The Saving of Meat.
I will confine myself to the question of meat. When roasting with coal the loss of weight on a joint is anything between 25 per cent. and 35 per cent. A really bad cook who gallops the meat and does not baste it can effect a shrinkage of even 50 per cent.; but, fortunately, in this land of bad cooks there are few who sin so deeply as this. Twenty-five per cent., however, is quite a common loss, and even good and careful cooks will account for a 20 per cent. loss. In proof of this weigh the meat before and after cooking.

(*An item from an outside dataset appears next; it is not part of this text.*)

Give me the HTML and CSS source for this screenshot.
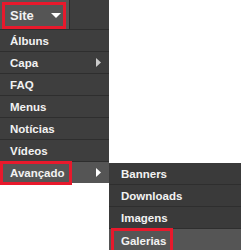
FILE: index.html
```html
<!DOCTYPE html>
<html>
<head>
  <title>Menu</title>
  <link rel="stylesheet" href="styles.css">
</head>
<body>
  <div class="nav">
    <div class="menu">
      <div class="site-row">
        <div class="site-btn">
          <span class="mark site-mark">Site
            <svg class="caret-down" width="10" height="5" viewBox="0 0 10 5"><path d="M0 0H10L5 5Z" fill="#fff"/></svg>
          </span>
        </div>
      </div>
      <div class="item">Álbuns</div>
      <div class="item">Capa
        <svg class="caret-right" width="5" height="9" viewBox="0 0 5 9"><path d="M0 0L5 4.5L0 9Z" fill="#ccc"/></svg>
      </div>
      <div class="item">FAQ</div>
      <div class="item">Menus</div>
      <div class="item">Notícias</div>
      <div class="item">Vídeos</div>
      <div class="item active">
        <span class="mark adv-mark">Avançado</span>
        <svg class="caret-right" width="5" height="9" viewBox="0 0 5 9"><path d="M0 0L5 4.5L0 9Z" fill="#fff"/></svg>
      </div>
    </div>
    <div class="submenu">
      <div class="item">Banners</div>
      <div class="item">Downloads</div>
      <div class="item">Imagens</div>
      <div class="item active"><span class="mark gal-mark">Galerias</span></div>
    </div>
  </div>
</body>
</html>
```

FILE: styles.css
```css
:root {
  --bg-menu: #3e3e3e;
  --bg-active: #555555;
  --line: #2e2e2e;
  --text: #f2f2f2;
  --red: #e8192c;
}

body {
  margin: 0;
  background: #ffffff;
  font-family: 'Liberation Sans', Arial, sans-serif;
  font-size: 11.5px;
  font-weight: bold;
  color: var(--text);
}

.nav {
  display: flex;
  align-items: flex-start;
}

.menu {
  width: 109px;
  background: var(--bg-menu);
}

.site-row {
  display: flex;
  height: 29px;
  border-bottom: 1px solid var(--line);
}

.site-btn {
  width: 70px;
  background: var(--bg-active);
  border-right: 1px solid #2a2a2a;
  padding: 2px 0 0 2px;
  box-sizing: border-box;
}

.mark {
  display: flex;
  align-items: center;
  border: 3px solid var(--red);
  box-sizing: border-box;
}

.site-mark {
  width: 64px;
  height: 27px;
  padding: 0 0 0 5px;
  font-size: 13px;
  justify-content: space-between;
  padding-right: 1px;
}

.caret-down {
  margin-right: 1px;
}

.item {
  display: flex;
  align-items: center;
  justify-content: space-between;
  height: 21px;
  padding: 0 8px 0 10px;
  border-bottom: 1px solid var(--line);
}

.menu .item:last-child {
  border-bottom: none;
}

.item.active {
  background: var(--bg-active);
}

.adv-mark {
  margin-left: -10px;
  width: 72px;
  height: 24px;
  padding-left: 7px;
}

.submenu {
  margin-top: 163px;
  flex: 1;
  background: #3a3a3a;
}

.submenu .item {
  padding-left: 12px;
}

.submenu .item:last-child {
  border-bottom: none;
}

.gal-mark {
  margin-left: -10px;
  width: 62px;
  height: 25px;
  margin-top: 2px;
  padding-left: 7px;
}
```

It is the boast of those who cook by electricity that they reduce this loss to 8 per cent. Even when cooking electrically it would be easy to cause a shrinkage of 10 to 15 per cent.; while, on the other hand, very clever cooks will bring down the shrinkage to 5 per cent. Allowing, then, to be fair, a loss of 25 per cent. when cooking by coal (that is a quarter) and a loss of 10 per cent, when cooking by electricity, you have a saving of 15 per cent. on your meat bill. Put this at £50 a year, and you have saved £7 10s. on that item alone.
In one case when cooking on a large scale it was found that plates of meat which had cost 5d. could be provided for 4d., a point which the authorities responsible for the running of canteens for troops and munition workers might do well to note.